Listing:
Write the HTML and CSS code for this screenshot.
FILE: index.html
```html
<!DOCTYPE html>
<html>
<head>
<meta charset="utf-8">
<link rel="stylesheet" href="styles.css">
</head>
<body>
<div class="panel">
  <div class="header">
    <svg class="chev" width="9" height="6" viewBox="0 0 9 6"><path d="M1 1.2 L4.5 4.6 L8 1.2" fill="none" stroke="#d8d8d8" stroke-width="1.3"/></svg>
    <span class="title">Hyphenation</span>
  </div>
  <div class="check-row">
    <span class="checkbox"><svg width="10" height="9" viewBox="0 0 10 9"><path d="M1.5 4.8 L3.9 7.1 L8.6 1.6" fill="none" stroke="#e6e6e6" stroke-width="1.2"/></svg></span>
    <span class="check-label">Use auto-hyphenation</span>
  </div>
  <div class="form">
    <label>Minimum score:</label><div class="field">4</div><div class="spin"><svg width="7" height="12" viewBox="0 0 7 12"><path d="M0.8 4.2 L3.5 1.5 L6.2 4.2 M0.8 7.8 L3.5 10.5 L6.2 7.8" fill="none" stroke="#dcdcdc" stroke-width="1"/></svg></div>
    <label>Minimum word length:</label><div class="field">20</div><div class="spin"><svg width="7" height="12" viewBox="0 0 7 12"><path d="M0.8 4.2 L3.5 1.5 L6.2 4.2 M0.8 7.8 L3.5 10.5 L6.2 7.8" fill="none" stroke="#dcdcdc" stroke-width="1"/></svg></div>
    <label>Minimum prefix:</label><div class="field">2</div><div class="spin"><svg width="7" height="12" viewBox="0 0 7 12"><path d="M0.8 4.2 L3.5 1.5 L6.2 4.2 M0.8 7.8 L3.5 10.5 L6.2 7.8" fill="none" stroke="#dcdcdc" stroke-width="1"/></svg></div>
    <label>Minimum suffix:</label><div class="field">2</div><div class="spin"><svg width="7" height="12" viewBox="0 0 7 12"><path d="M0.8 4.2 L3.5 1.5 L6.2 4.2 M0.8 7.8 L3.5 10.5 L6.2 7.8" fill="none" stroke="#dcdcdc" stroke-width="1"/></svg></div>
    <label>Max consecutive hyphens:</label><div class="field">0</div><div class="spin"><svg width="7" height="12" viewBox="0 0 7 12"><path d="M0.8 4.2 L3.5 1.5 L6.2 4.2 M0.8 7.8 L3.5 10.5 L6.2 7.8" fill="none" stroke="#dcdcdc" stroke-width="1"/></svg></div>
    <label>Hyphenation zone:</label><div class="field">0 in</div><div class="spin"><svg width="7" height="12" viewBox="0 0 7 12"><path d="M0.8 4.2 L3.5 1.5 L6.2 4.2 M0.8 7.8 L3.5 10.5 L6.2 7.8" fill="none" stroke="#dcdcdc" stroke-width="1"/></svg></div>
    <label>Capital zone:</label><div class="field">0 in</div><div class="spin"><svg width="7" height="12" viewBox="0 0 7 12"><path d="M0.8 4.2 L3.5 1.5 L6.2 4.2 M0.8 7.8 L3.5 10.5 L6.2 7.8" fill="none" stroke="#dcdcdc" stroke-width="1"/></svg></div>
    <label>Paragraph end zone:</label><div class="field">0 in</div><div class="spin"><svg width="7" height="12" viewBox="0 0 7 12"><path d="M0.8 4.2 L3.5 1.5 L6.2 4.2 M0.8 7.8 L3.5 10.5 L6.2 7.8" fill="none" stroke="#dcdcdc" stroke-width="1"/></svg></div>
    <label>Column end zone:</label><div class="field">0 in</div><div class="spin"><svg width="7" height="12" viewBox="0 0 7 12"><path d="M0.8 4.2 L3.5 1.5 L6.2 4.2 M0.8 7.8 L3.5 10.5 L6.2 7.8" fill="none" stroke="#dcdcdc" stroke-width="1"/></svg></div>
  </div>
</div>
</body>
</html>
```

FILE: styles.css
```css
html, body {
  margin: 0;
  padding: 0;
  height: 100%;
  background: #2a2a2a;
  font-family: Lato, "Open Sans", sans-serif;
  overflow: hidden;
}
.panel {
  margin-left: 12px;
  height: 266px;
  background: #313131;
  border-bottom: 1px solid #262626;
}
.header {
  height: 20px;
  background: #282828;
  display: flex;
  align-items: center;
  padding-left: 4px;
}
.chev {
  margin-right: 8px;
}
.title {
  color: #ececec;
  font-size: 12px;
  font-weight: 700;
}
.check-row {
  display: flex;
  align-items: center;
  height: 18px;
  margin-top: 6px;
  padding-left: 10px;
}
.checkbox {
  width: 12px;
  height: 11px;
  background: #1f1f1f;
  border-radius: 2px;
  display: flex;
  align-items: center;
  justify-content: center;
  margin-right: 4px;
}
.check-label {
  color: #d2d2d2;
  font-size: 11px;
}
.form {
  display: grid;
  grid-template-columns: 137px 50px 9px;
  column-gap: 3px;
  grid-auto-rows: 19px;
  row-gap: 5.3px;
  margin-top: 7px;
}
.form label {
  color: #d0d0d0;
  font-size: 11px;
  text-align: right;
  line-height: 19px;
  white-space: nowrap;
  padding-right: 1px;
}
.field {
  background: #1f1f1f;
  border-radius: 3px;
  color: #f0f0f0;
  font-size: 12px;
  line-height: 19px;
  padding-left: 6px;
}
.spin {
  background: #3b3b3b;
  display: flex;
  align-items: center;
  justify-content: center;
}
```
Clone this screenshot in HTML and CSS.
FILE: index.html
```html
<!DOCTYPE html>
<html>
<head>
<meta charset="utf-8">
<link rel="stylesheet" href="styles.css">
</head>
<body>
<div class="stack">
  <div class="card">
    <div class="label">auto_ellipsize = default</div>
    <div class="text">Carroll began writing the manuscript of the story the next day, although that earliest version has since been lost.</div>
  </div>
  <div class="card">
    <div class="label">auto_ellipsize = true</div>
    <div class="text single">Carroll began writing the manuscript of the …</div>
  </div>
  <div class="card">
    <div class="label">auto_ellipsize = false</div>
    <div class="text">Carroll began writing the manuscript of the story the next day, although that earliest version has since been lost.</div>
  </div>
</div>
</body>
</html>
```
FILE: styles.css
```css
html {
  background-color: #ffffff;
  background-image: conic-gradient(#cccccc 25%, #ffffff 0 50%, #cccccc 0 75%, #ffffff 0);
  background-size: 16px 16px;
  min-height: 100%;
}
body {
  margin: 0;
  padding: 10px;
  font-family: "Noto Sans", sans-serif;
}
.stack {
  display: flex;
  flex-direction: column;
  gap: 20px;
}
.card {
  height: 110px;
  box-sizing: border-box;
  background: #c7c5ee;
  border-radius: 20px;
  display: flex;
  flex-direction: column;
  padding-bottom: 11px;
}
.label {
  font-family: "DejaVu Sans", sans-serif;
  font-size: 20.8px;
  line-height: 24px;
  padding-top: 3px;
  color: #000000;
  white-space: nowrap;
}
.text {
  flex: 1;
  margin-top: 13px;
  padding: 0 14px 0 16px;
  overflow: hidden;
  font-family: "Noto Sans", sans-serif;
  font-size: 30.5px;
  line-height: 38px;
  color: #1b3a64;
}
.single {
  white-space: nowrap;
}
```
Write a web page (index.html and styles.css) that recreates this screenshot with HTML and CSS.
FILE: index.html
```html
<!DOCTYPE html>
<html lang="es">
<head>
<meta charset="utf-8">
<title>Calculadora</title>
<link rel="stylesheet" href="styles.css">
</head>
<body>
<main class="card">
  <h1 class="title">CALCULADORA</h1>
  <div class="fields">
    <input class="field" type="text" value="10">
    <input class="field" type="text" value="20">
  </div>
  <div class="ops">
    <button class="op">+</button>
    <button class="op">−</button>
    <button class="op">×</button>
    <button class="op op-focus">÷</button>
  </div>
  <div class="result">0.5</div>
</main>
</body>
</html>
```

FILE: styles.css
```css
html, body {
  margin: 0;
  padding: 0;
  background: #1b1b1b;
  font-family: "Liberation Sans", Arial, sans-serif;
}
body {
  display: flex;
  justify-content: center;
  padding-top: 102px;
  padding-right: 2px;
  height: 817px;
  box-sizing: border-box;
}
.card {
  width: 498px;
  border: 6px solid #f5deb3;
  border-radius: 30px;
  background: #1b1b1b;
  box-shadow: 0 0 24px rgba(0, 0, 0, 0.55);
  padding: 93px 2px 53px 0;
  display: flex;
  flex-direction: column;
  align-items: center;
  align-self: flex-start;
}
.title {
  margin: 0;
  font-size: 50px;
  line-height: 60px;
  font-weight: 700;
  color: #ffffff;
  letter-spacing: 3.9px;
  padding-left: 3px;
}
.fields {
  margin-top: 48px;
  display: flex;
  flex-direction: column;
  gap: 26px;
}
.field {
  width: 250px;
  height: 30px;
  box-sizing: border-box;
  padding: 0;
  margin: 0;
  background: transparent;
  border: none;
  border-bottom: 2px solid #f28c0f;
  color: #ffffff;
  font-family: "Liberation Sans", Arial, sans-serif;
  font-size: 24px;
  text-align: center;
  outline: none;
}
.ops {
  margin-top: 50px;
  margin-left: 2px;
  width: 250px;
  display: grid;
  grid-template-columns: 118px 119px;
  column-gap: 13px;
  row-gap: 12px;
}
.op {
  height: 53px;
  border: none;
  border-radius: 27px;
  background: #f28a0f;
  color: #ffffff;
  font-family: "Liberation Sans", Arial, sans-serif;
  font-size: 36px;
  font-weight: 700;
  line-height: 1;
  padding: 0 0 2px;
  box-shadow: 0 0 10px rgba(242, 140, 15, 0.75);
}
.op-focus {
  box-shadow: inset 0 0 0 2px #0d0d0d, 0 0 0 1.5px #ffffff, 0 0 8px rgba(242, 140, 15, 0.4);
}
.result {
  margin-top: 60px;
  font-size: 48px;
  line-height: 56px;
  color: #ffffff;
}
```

Challenge:
Count the lines of the data that include the string "this", and give only that number.

Output of the task:
3